Dataset extract:

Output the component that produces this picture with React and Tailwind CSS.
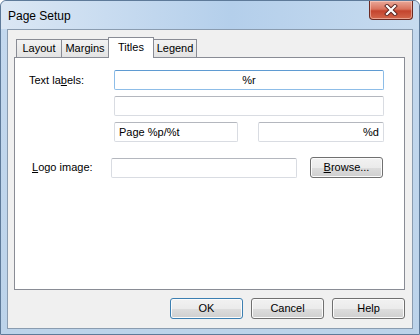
import React from 'react';

const btn =
  "h-[21px] w-[73px] rounded-[3px] border text-[11px] text-black flex items-center justify-center " +
  "bg-[linear-gradient(to_bottom,#f2f2f2_0%,#ebebeb_50%,#dddddd_51%,#cfcfcf_100%)] shadow-[inset_0_0_0_1px_#fbfbfb]";

const field =
  "h-[20px] rounded-[2px] border border-[#d9dce2] border-t-[#b4b7be] bg-white text-[11px] text-black flex items-center px-[4px]";

function Tab({ label, active, w }) {
  if (active) {
    return (
      <div
        className={`relative z-10 -mb-px -ml-px h-[21px] ${w} bg-white border border-b-0 border-[#898c95] flex items-start justify-center pt-[1px] text-[11px]`}
      >
        {label}
      </div>
    );
  }
  return (
    <div
      className={`-ml-px first:ml-0 h-[18px] ${w} border border-b-0 border-[#898c95] bg-[linear-gradient(to_bottom,#f3f3f3,#e3e3e3)] flex items-center justify-center text-[11px]`}
    >
      {label}
    </div>
  );
}

export default function App() {
  return (
    <div className="w-[420px] h-[335px] font-['Liberation_Sans',Arial,sans-serif] text-black select-none">
      <div className="w-[420px] h-[335px] rounded-t-[6px] border border-[#5e7a99] bg-[linear-gradient(to_bottom,#dae7f5_0px,#c3d8ee_30px,#bcd3ea_100%)] flex flex-col">
        {/* ── Title bar ─────────────────────────────────────────── */}
        <div className="h-[28px] flex justify-between shrink-0 bg-[linear-gradient(to_right,#dbe7f4_0%,#c9dcf0_25%,#b4cfeb_55%,#c7dbef_100%)] rounded-t-[6px]">
          <span className="pl-[7px] pt-[6px] text-[12px] text-black">Page Setup</span>
          <div className="mr-[6px] w-[44px] h-[19px] rounded-b-[4px] border border-t-0 border-[#6b2a22] bg-[linear-gradient(to_bottom,#e9a899_0%,#d9735d_45%,#c4442e_55%,#d3674c_100%)] shadow-[inset_0_0_0_1px_rgba(255,220,210,0.5)] flex items-center justify-center">
            <svg width="14" height="12" viewBox="0 0 14 12">
              <path d="M3 2 L11 10 M11 2 L3 10" stroke="#5a2420" strokeWidth="4" strokeLinecap="square" />
              <path d="M3 2 L11 10 M11 2 L3 10" stroke="#ffffff" strokeWidth="2.2" strokeLinecap="square" />
            </svg>
          </div>
        </div>

        {/* ── Client area ───────────────────────────────────────── */}
        <div className="mx-[6px] h-[300px] border border-[#8a9cb0] bg-[#f0f0f0] flex flex-col px-[6px]">
          {/* tabs */}
          <div className="flex items-end h-[27px] pl-[2px] shrink-0">
            <Tab label="Layout" w="w-[46px]" />
            <Tab label="Margins" w="w-[48px]" />
            <Tab label="Titles" w="w-[46px]" active />
            <Tab label="Legend" w="w-[44px]" />
          </div>

          {/* panel */}
          <div className="w-[391px] h-[233px] border border-[#898c95] bg-white pl-[14px] pt-[12px] text-[11px] flex flex-col">
            <div className="flex items-center">
              <span className="w-[85px]">
                Text la<span className="underline">b</span>els:
              </span>
              <div className="h-[20px] w-[270px] rounded-[2px] border border-[#8dbde8] border-t-[#5f9bd2] bg-white flex items-center justify-center">
                %r
              </div>
            </div>
            <div className="mt-[6px] ml-[85px]">
              <div className={`${field} w-[270px]`} />
            </div>
            <div className="mt-[6px] ml-[85px] flex gap-[20px]">
              <div className={`${field} w-[124px]`}>Page %p/%t</div>
              <div className={`${field} w-[126px] justify-end`}>%d</div>
            </div>
            <div className="mt-[15px] flex items-center">
              <span className="w-[82px] pl-[3px]">
                <span className="underline">L</span>ogo image:
              </span>
              <div className={`${field} w-[186px]`} />
              <button className={`${btn} ml-[13px] border-[#707070]`}>
                <span className="underline">B</span>rowse...
              </button>
            </div>
          </div>

          {/* buttons */}
          <div className="mt-[8px] flex justify-end gap-[8px] pr-[1px]">
            <button className={`${btn} border-[#3c7fb1] shadow-[inset_0_0_0_1px_#bfe3f7]`}>OK</button>
            <button className={`${btn} border-[#707070]`}>Cancel</button>
            <button className={`${btn} border-[#707070]`}>Help</button>
          </div>
        </div>
      </div>
    </div>
  );
}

Short task:
Take every line containing the word "React" and copy it.

Answer to this problem:
Output the component that produces this picture with React and Tailwind CSS.
import React from 'react';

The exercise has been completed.